Roland Scheidegger sroland at vmware.com
Mon Aug 25 17:56:32 PDT 2014


Am 26.08.2014 01:58, schrieb Ian Romanick:
> On 08/24/2014 02:51 PM, Marek Olšák wrote:
>> On Sun, Aug 24, 2014 at 6:15 PM, Ilia Mirkin <imirkin at alum.mit.edu> wrote:
>>> On Sun, Aug 24, 2014 at 7:44 AM, Marek Olšák <maraeo at gmail.com> wrote:
>>>> From: Marek Olšák <marek.olsak at amd.com>
>>>>
>>>> This fixes crashes if the number of temporaries is greater than 4096.
>>>>
>>>> Bugzilla: https://urldefense.proofpoint.com/v1/url?u=https://bugs.freedesktop.org/show_bug.cgi?id%3D66184&k=oIvRg1%2BdGAgOoM1BIlLLqw%3D%3D%0A&r=F4msKE2WxRzA%2BwN%2B25muztFm5TSPwE8HKJfWfR2NgfY%3D%0A&m=gfEn35xf0kjjI8n9WaXhKdVQTE32gR5jrqw6zN8dRdc%3D%0A&s=612b9875acfe89387a48f7234f1c43749cfb9b838f3d66f750cf0058335f3423
>>>> Cc: 10.2 10.3 mesa-stable at lists.freedesktop.org
>>>> ---
>>>>  src/mesa/state_tracker/st_glsl_to_tgsi.cpp | 45 ++++++++++++++++++------------
>>>>  1 file changed, 27 insertions(+), 18 deletions(-)
>>>>
>>>> diff --git a/src/mesa/state_tracker/st_glsl_to_tgsi.cpp b/src/mesa/state_tracker/st_glsl_to_tgsi.cpp
>>>> index 84bdc4f..9beecf8 100644
>>>> --- a/src/mesa/state_tracker/st_glsl_to_tgsi.cpp
>>>> +++ b/src/mesa/state_tracker/st_glsl_to_tgsi.cpp
>>>> @@ -75,14 +75,6 @@ extern "C" {
>>>>                             (1 << PROGRAM_UNIFORM))
>>>>
>>>>  /**
>>>> - * Maximum number of temporary registers.
>>>> - *
>>>> - * It is too big for stack allocated arrays -- it will cause stack overflow on
>>>> - * Windows and likely Mac OS X.
>>>> - */
>>>> -#define MAX_TEMPS         4096
>>>> -
>>>> -/**
>>>>   * Maximum number of arrays
>>>>   */
>>>>  #define MAX_ARRAYS        256
>>>> @@ -3301,14 +3293,10 @@ get_src_arg_mask(st_dst_reg dst, st_src_reg src)
>>>>  void
>>>>  glsl_to_tgsi_visitor::simplify_cmp(void)
>>>>  {
>>>> -   unsigned *tempWrites;
>>>> +   int tempWritesSize = 0;
>>>> +   unsigned *tempWrites = NULL;
>>>>     unsigned outputWrites[MAX_PROGRAM_OUTPUTS];
>>>>
>>>> -   tempWrites = new unsigned[MAX_TEMPS];
>>>> -   if (!tempWrites) {
>>>> -      return;
>>>> -   }
>>>> -   memset(tempWrites, 0, sizeof(unsigned) * MAX_TEMPS);
>>>>     memset(outputWrites, 0, sizeof(outputWrites));
>>>>
>>>>     foreach_in_list(glsl_to_tgsi_instruction, inst, &this->instructions) {
>>>> @@ -3330,7 +3318,16 @@ glsl_to_tgsi_visitor::simplify_cmp(void)
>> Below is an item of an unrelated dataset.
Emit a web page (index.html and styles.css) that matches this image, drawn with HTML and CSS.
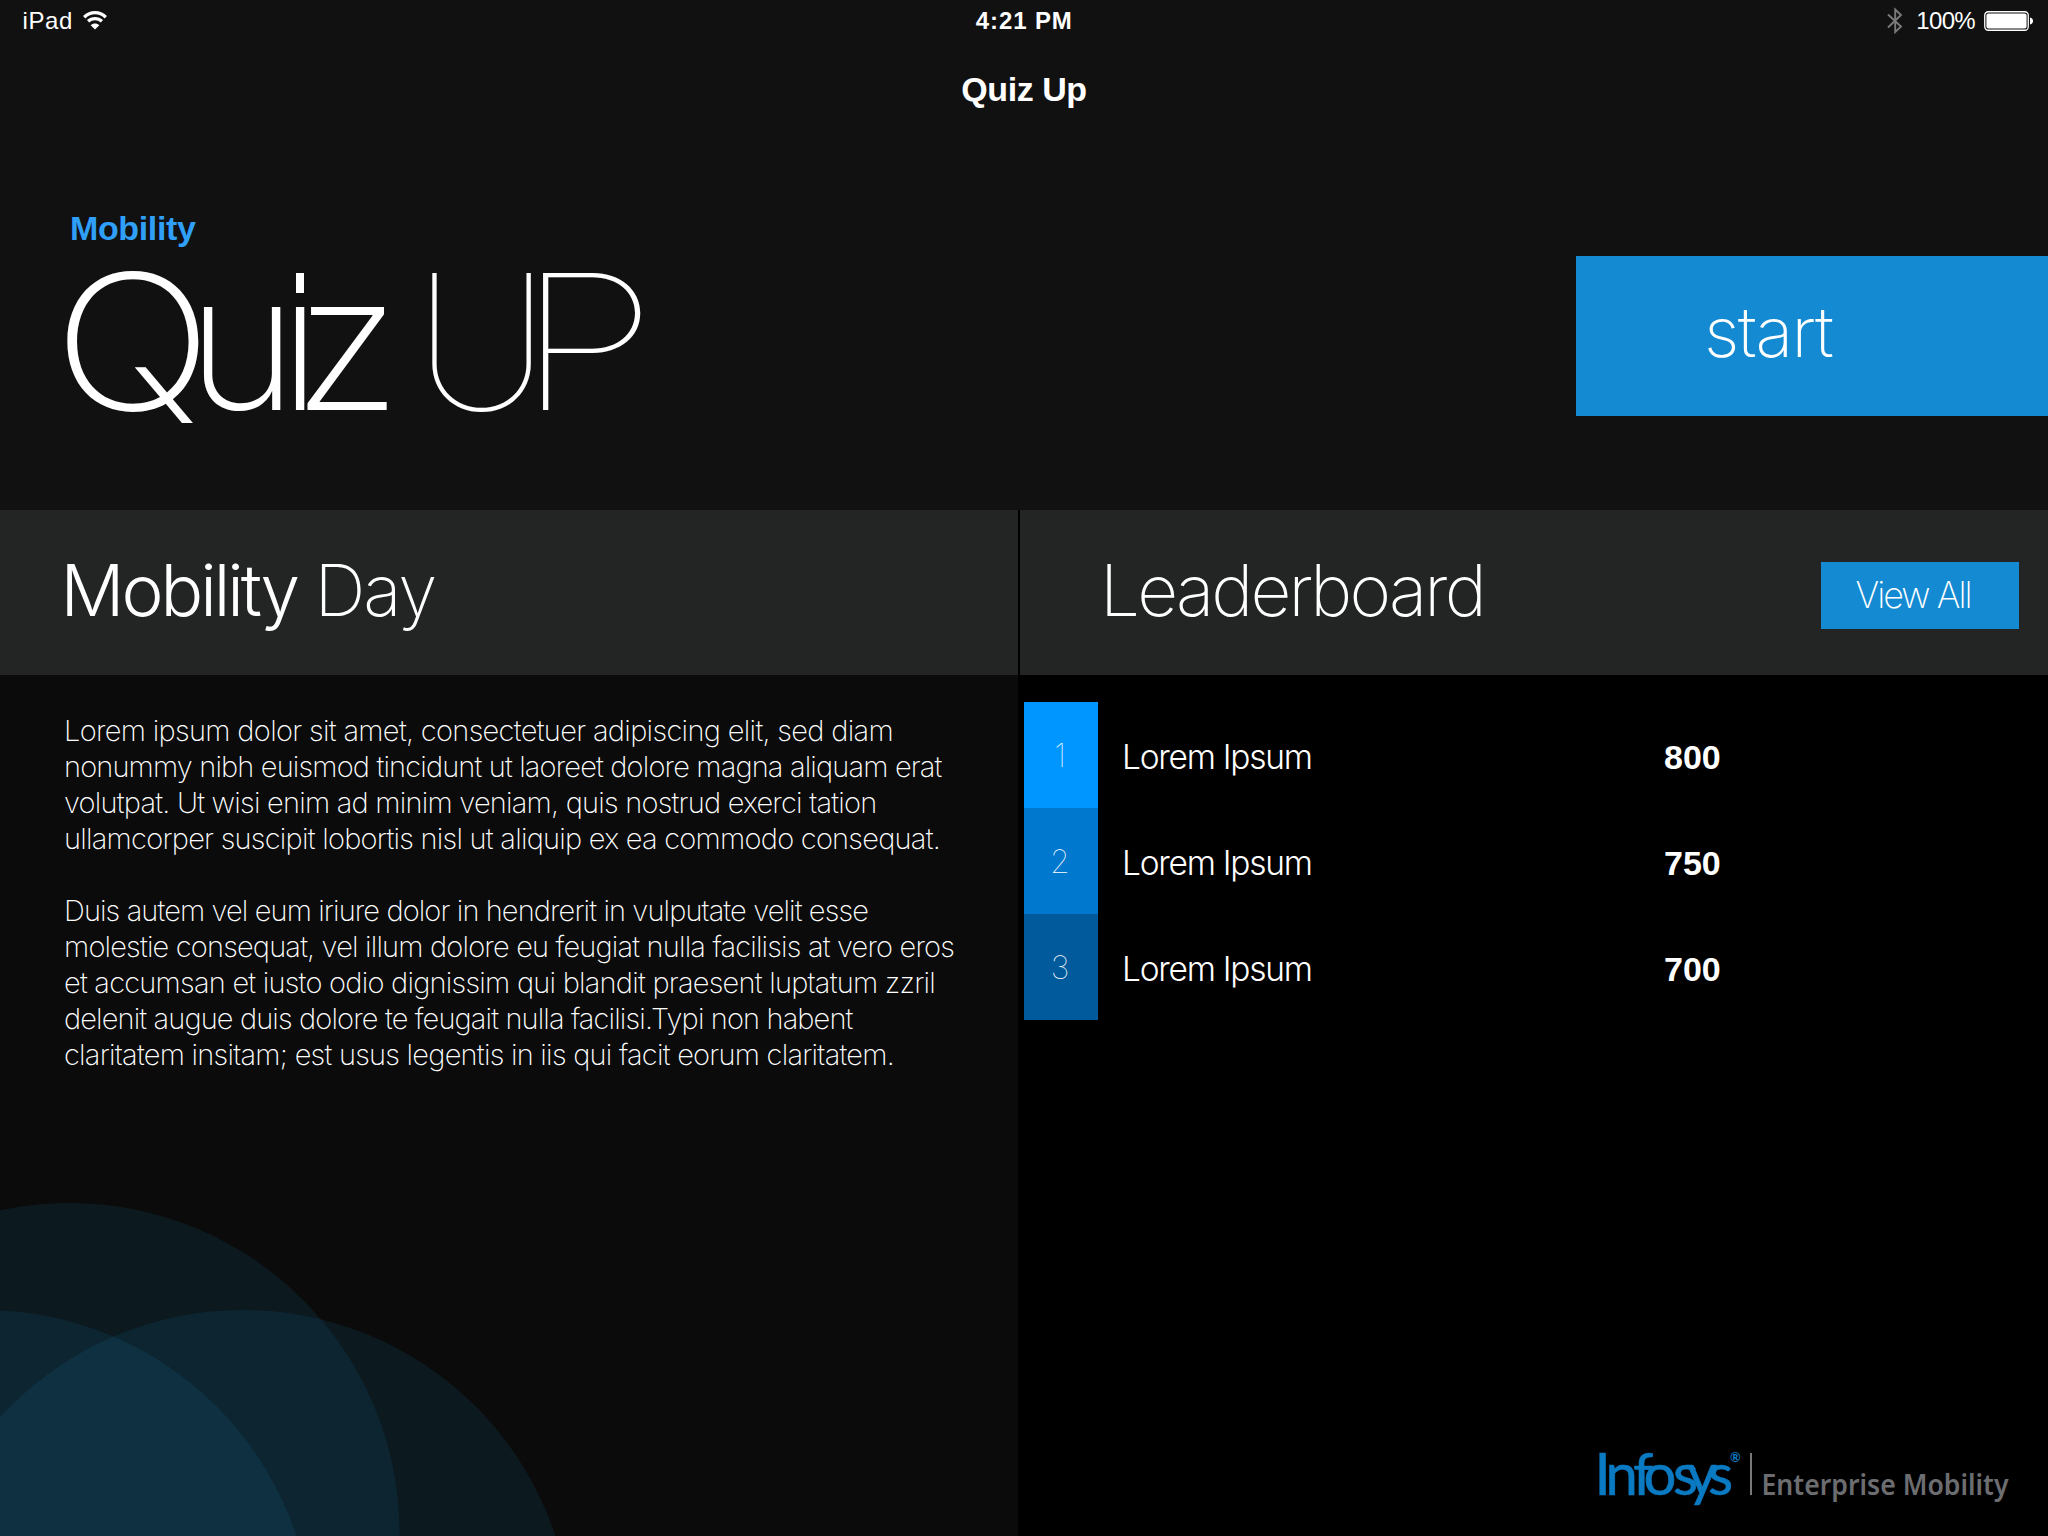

>>>>           prevWriteMask = outputWrites[inst->dst.index];
>>>>           outputWrites[inst->dst.index] |= inst->dst.writemask;
>>>>        } else if (inst->dst.file == PROGRAM_TEMPORARY) {
>>>> -         assert(inst->dst.index < MAX_TEMPS);
>>>> +         if (inst->dst.index >= tempWritesSize) {
>>>> +            const int inc = 4096;
>>>> +
>>>> +            tempWrites = (unsigned*)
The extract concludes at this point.